Czas na.. Final Diagnosis, czyli.. amerykański film z Poznaniem w tle!

Do rozmowy Piotr Szulc zaprosił osoby bezpośrednio związane z tym projektem – Damiana Ratajczaka koproducenta filmu, Dagę Malińską odpowiedzialną za zdjęcia i Pawła Sakowskiego, odtwórcę jednej z głównych ról.

Final Diagnosis to film nakręcony w 2019r., częściowo w Los Angeles, a częściowo w Poznaniu. Produkcja powstała na podstawie książki Jasona T. Madicusa o tym samym tytule. Opowiada historię czworga lekarzy ściganych przez nieznanych wrogów. W trakcie ucieczki zmuszeni są rozwiązywać różne zadania, które często są sprawą życia albo śmierci.

Damian Ratajczak podkreślił, że wszystko zaczęło się od projektu, nad którym zaczęli pracować wraz ze wspólnikiem i głównym producentem filmu. Pomysł polega na uczynieniu edukacji medycznej bardziej interesującą i ciekawą, a co za tym idzie, przekonanie młodych ludzi do wybierania kierunków medycznych.

Zaczęło się od aplikacji mobilnej, w której studenci mogą rozwiązywać quizy, następnie Jason T. Madicus wpadł na pomysł napisania książki, którą w konsekwencji udało się przenieść na ekran.

Daga Malińska, odpowiedzialna za zdjęcia do filmu wspomina, że najtrudniejsze dla niej były ograniczenia budżetowe i.. czas. Stosunkowo późno dołączyła do zespołu pracującego nad realizacją produkcji, a do przygotowania się do zdjęć miała tak naprawdę tylko 3 dni.

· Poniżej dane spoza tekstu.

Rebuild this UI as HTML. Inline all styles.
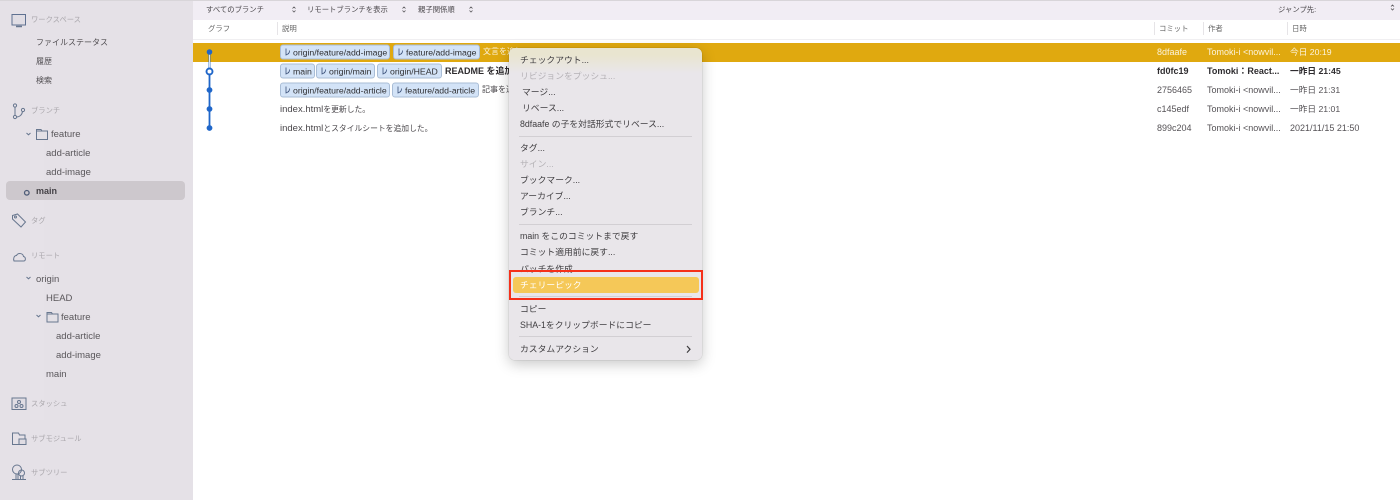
<!DOCTYPE html>
<html lang="ja"><head><meta charset="utf-8"><title>Sourcetree</title>
<style>
html,body{margin:0;padding:0;width:1400px;height:500px;overflow:hidden;background:#fff}
body{position:relative;font-family:"Liberation Sans","Noto Sans CJK JP",sans-serif;font-size:9px;color:#4a474b;filter:blur(.35px)}
.t,.a{position:absolute}
.t{white-space:nowrap;line-height:14px;height:14px;transform:translateY(-7px)}
.h{color:#aaa7ac;font-size:7.3px}
.s{color:#5a575b;font-size:9.5px;transform:translateY(-6px)}
.j{color:#514e52;font-size:8px}
.g{font-size:7.4px;color:#666}
.tb{font-size:7.35px}
.ix{transform:translateY(-6px)}
.tag{position:absolute;height:15px;line-height:14px;background:#d3e3f7;border:1px solid #a9bdd6;border-radius:3px;box-sizing:border-box;color:#2f2f32;font-size:8.7px;white-space:nowrap;padding-left:12px;transform:translateY(-7.5px)}
.tag svg{position:absolute;left:3px;top:2px}
.sep{position:absolute;left:519px;width:173px;height:1px;background:#d2cfd3}
.m{position:absolute;left:520px;white-space:nowrap;line-height:14px;height:14px;transform:translateY(-7px);color:#3f3d40;font-size:8.8px}
.d{color:#b5b2b6}
.c{position:absolute;white-space:nowrap;line-height:14px;height:14px;transform:translateY(-7px);color:#555256;font-size:9px}
.dt{font-size:8.7px}
.w{color:#fbf3dc}
.b{font-weight:bold;color:#2e2c2f}
.col{position:absolute;top:22px;width:1px;height:13px;background:#e6e4e7}
</style></head>
<body>
<div class="a" style="left:0;top:0;width:193px;height:500px;background:#e5e1e7"></div>
<div class="a" style="left:30px;top:120px;width:14px;height:300px;background:#e6e2e8"></div>
<div class="a" style="left:0;top:0;width:1400px;height:1px;background:#d8d5d9"></div>
<div class="a" style="left:193px;top:1px;width:1207px;height:19px;background:#f1edf4"></div>
<div class="a" style="left:193px;top:39px;width:1207px;height:1px;background:#f0eff1"></div>

<svg class="a" style="left:0;top:0" width="193" height="500" fill="none" stroke="#68778f" stroke-width="1">
<rect x="12" y="14.5" width="13.5" height="10.5" fill="#e0dde4" stroke="#5f7191"/><path d="M16 26.5h6" stroke-width="1.5"/>
<circle cx="15" cy="105.5" r="1.6"/><circle cx="15" cy="117" r="1.6"/><circle cx="23" cy="110" r="1.6"/><path d="M15 107v8.4M22.5 111.5c-.5 3.500-3 5.500-6 5.500"/>
<path d="M12.5 215.500l5-1.500 8 8-4.500 5-8.500-8z"/><circle cx="15.500" cy="217" r="1"/>
<path d="M14 261h9.500c2.500 0 2.500-4 0-4.500-.5-3.500-5.500-4-7-1-2.500 0-3.500 3.500-2.500 5.500z"/>
<rect x="12" y="398" width="14" height="11.500" fill="#dfdce3"/><circle cx="19" cy="402" r="1.500"/><circle cx="16.500" cy="406" r="1.500"/><circle cx="21.500" cy="406" r="1.500"/>
<path d="M12.500 433h6l1 2h5.500v9.500h-12.500z"/><rect x="19" y="439" width="7" height="5.500" fill="#dfdce3"/>
<circle cx="17" cy="469.500" r="4.500"/><circle cx="21.500" cy="473" r="3"/><path d="M12 479.500h14M16 474v5M18 474v5M20.500 476v3.500M23 476v3.500"/>
<rect x="36.500" y="131" width="11" height="8.500" fill="#e3e0e6"/><path d="M36.500 131v-1.500h4.500l1 1.500"/>
<path d="M26.500 133l2 1.800 2-1.800M26.500 277l2 1.800 2-1.800M36.500 315l2 1.800 2-1.800"/>
<rect x="47" y="314" width="11" height="8" fill="#e3e0e6"/><path d="M47 314v-1.500h4.500l1 1.500"/>
</svg>
<div class="a" style="left:6px;top:181px;width:179px;height:19px;background:#cdc8cd;border-radius:4px"></div>
<svg class="a" style="left:23px;top:189px" width="8" height="8" fill="none"><circle cx="3.800" cy="3.800" r="2.300" stroke="#4f5d78" stroke-width="1.300"/></svg>

<span class="t h" style="left:31px;top:20px">ワークスペース</span>
<span class="t j" style="left:36px;top:43px">ファイルステータス</span>
<span class="t j" style="left:36px;top:62px">履歴</span>
<span class="t j" style="left:36px;top:81px">検索</span>
<span class="t h" style="left:31px;top:111px">ブランチ</span>
<span class="t s" style="left:51px;top:134px">feature</span>
<span class="t s" style="left:46px;top:153px">add-article</span>
<span class="t s" style="left:46px;top:172px">add-image</span>
<span class="t b" style="left:36px;top:191px;color:#454247;font-size:9px">main</span>
<span class="t h" style="left:31px;top:221px">タグ</span>
<span class="t h" style="left:31px;top:256px">リモート</span>
<span class="t s" style="left:36px;top:279px">origin</span>
<span class="t s" style="left:46px;top:298px">HEAD</span>
<span class="t s" style="left:61px;top:317px">feature</span>
<span class="t s" style="left:56px;top:336px">add-article</span>
<span class="t s" style="left:56px;top:355px">add-image</span>
<span class="t s" style="left:46px;top:374px">main</span>
<span class="t h" style="left:31px;top:404px">スタッシュ</span>
<span class="t h" style="left:31px;top:439px">サブモジュール</span>
<span class="t h" style="left:31px;top:473px">サブツリー</span>

<span class="t tb" style="left:206px;top:10px">すべてのブランチ</span>
<span class="t tb" style="left:307px;top:10px">リモートブランチを表示</span>
<span class="t tb" style="left:418px;top:10px">親子関係順</span>
<span class="t tb" style="left:1278px;top:10px">ジャンプ先:</span>
<svg class="a" style="left:0;top:0" width="1400" height="20" fill="none" stroke="#5c5a5e" stroke-width=".8">
<path d="M292.500 8.500l1.500-1.500 1.500 1.500M292.500 10.500l1.500 1.500 1.500-1.500M402.500 8.500l1.500-1.500 1.500 1.500M402.500 10.500l1.500 1.500 1.500-1.500M469.500 8.500l1.500-1.500 1.500 1.500M469.500 10.500l1.500 1.500 1.500-1.500M1391 6.500l1.500-1.500 1.500 1.500M1391 8.500l1.500 1.500 1.500-1.500"/>
</svg>

<span class="t g" style="left:208px;top:29px">グラフ</span>
<span class="t g" style="left:282px;top:29px">説明</span>
<span class="t g" style="left:1159px;top:29px">コミット</span>
<span class="t g" style="left:1208px;top:29px">作者</span>
<span class="t g" style="left:1292px;top:29px">日時</span>
<div class="col" style="left:277px"></div><div class="col" style="left:1154px"></div><div class="col" style="left:1203px"></div><div class="col" style="left:1287px"></div>

<div class="a" style="left:193px;top:43px;width:1207px;height:19px;background:#e0a90f"></div>

<svg class="a" style="left:200px;top:43px" width="20" height="95" fill="none">
<path d="M9.500 9v76" stroke="#1f66c9" stroke-width="1.800"/>
<path d="M9.500 11v16" stroke="#eef3fb" stroke-width=".9"/>
<circle cx="9.500" cy="9" r="2.800" fill="#1f66c9"/>
<circle cx="9.500" cy="28.500" r="3" fill="#fff" stroke="#1f66c9" stroke-width="1.900"/>
<circle cx="9.500" cy="47" r="2.900" fill="#1f66c9"/>
<circle cx="9.500" cy="66" r="2.900" fill="#1f66c9"/>
<circle cx="9.500" cy="85" r="2.900" fill="#1f66c9"/>
</svg>

<div class="tag" style="left:280px;top:52px;width:110px">origin/feature/add-image<svg width="8" height="10" fill="none" stroke="#3a4f78" stroke-width=".8"><path d="M2 1v7M2 7c2.500 0 3.500-1.500 3.500-4"/></svg></div>
<div class="tag" style="left:393px;top:52px;width:87px">feature/add-image<svg width="8" height="10" fill="none" stroke="#3a4f78" stroke-width=".8"><path d="M2 1v7M2 7c2.500 0 3.500-1.500 3.500-4"/></svg></div>
<span class="t w" style="left:483px;top:52px;font-size:8px">文言を追加</span>

<div class="tag" style="left:280px;top:71px;width:35px">main<svg width="8" height="10" fill="none" stroke="#3a4f78" stroke-width=".8"><path d="M2 1v7M2 7c2.500 0 3.500-1.500 3.500-4"/></svg></div>
<div class="tag" style="left:316px;top:71px;width:59px">origin/main<svg width="8" height="10" fill="none" stroke="#3a4f78" stroke-width=".8"><path d="M2 1v7M2 7c2.500 0 3.500-1.500 3.500-4"/></svg></div>
<div class="tag" style="left:377px;top:71px;width:65px">origin/HEAD<svg width="8" height="10" fill="none" stroke="#3a4f78" stroke-width=".8"><path d="M2 1v7M2 7c2.500 0 3.500-1.500 3.500-4"/></svg></div>
<span class="t b" style="left:445px;top:71px">README を追加</span>

<div class="tag" style="left:280px;top:90px;width:110px">origin/feature/add-article<svg width="8" height="10" fill="none" stroke="#3a4f78" stroke-width=".8"><path d="M2 1v7M2 7c2.500 0 3.500-1.500 3.500-4"/></svg></div>
<div class="tag" style="left:392px;top:90px;width:87px">feature/add-article<svg width="8" height="10" fill="none" stroke="#3a4f78" stroke-width=".8"><path d="M2 1v7M2 7c2.500 0 3.500-1.500 3.500-4"/></svg></div>
<span class="t" style="left:482px;top:90px;font-size:8px">記事を追加</span>
<span class="t ix" style="left:280px;top:109px;font-size:9.5px">index.html<span style="font-size:7.8px">を更新した。</span></span>
<span class="t ix" style="left:280px;top:128px;font-size:9.5px">index.html<span style="font-size:7.8px">とスタイルシートを追加した。</span></span>

<span class="c w" style="left:1157px;top:52px">8dfaafe</span>
<span class="c w" style="left:1207px;top:52px">Tomoki-i &lt;nowvil...</span>
<span class="c w dt" style="left:1290px;top:52px">今日 20:19</span>
<span class="c b" style="left:1157px;top:71px">fd0fc19</span>
<span class="c b" style="left:1207px;top:71px">Tomoki：React...</span>
<span class="c b dt" style="left:1290px;top:71px">一昨日 21:45</span>
<span class="c" style="left:1157px;top:90px">2756465</span>
<span class="c" style="left:1207px;top:90px">Tomoki-i &lt;nowvil...</span>
<span class="c dt" style="left:1290px;top:90px">一昨日 21:31</span>
<span class="c" style="left:1157px;top:109px">c145edf</span>
<span class="c" style="left:1207px;top:109px">Tomoki-i &lt;nowvil...</span>
<span class="c dt" style="left:1290px;top:109px">一昨日 21:01</span>
<span class="c" style="left:1157px;top:128px">899c204</span>
<span class="c" style="left:1207px;top:128px">Tomoki-i &lt;nowvil...</span>
<span class="c" style="left:1290px;top:128px">2021/11/15 21:50</span>

<div class="a" style="left:509px;top:48px;width:193px;height:312px;border-radius:6px;box-shadow:0 4px 14px rgba(0,0,0,.22),0 0 1px rgba(0,0,0,.35);background:linear-gradient(#e9e5d0 0,#e9e5d0 7px,#e9e6ea 25px)"></div>

<span class="m" style="top:60px">チェックアウト...</span>
<span class="m d" style="top:76px">リビジョンをプッシュ...</span>
<span class="m" style="top:92px;left:522px">マージ...</span>
<span class="m" style="top:108px;left:522px">リベース...</span>
<span class="m" style="top:124px">8dfaafe の子を対話形式でリベース...</span>
<div class="sep" style="top:136px"></div>
<span class="m" style="top:148px">タグ...</span>
<span class="m d" style="top:164px">サイン...</span>
<span class="m" style="top:180px">ブックマーク...</span>
<span class="m" style="top:196px">アーカイブ...</span>
<span class="m" style="top:212px">ブランチ...</span>
<div class="sep" style="top:224px"></div>
<span class="m" style="top:236px">main をこのコミットまで戻す</span>
<span class="m" style="top:252px">コミット適用前に戻す...</span>
<span class="m" style="top:268.500px">パッチを作成...</span>
<div class="a" style="left:509px;top:270px;width:194px;height:30px;box-sizing:border-box;border:2px solid #f5301a"></div>
<div class="a" style="left:513px;top:277px;width:186px;height:16px;background:#f5c858;border-radius:3px"></div>
<span class="m" style="top:285px;color:#fff">チェリーピック</span>
<div class="sep" style="top:296px"></div>
<span class="m" style="top:309px">コピー</span>
<span class="m" style="top:325px">SHA-1をクリップボードにコピー</span>
<div class="sep" style="top:336px"></div>
<span class="m" style="top:349px">カスタムアクション</span>
<svg class="a" style="left:685px;top:345px" width="8" height="9" fill="none"><path d="M2 1l3 3.300-3 3.300" stroke="#3f3d40" stroke-width="1.200"/></svg>
</body></html>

Co było najważniejsze to dopasowanie moich zdjęć do zdjęć poprzedniego operatora, więc myślę, że to było największym wyzwaniem tak naprawdę oprócz czasu. Takie dopasowanie języka wizualnego do tego co wykonano wcześniej na zdjęciach w Polsce  

wspomina Daga Malińska.

Jedną z głównych ról w filmie odgrywa Paweł Sakowski, polski aktor teatralny i filmowy z Poznania. Warto dodać, że był jedynym polakiem, któremu udało się zagrać w znanej chyba wszystkim produkcji – Gra o Tron. Postać, którą odgrywa w przypadku tego filmu, owiana jest tajemnicą. Nie do końca wiemy, czy główny bohater jest złym czy dobrym charakterem, wiemy jednak, że wzbudza skrajne emocje i jest postacią niejednoznaczną.

Aktor podkreśla, że taka rola była dla niego wyzwaniem, ale zdecydował się na nią z przyjemnością bo uważa, że właśnie w przypadku takich bohaterów, aktor ma możliwość pokazania pełnego wachlarza swoich umiejętności i możliwości.

Pierwsze wersje filmu zostały już obejrzane przez amerykańskich krytyków, którzy na temat produkcji wypowiadają się w samych superlatywach. Twórcy ekranizacji prowadzą także rozmowy z platformami streamingowymi, na których miałby być wyświetlany film.

Premiera filmu przewidywana jest na końcówkę 2021r.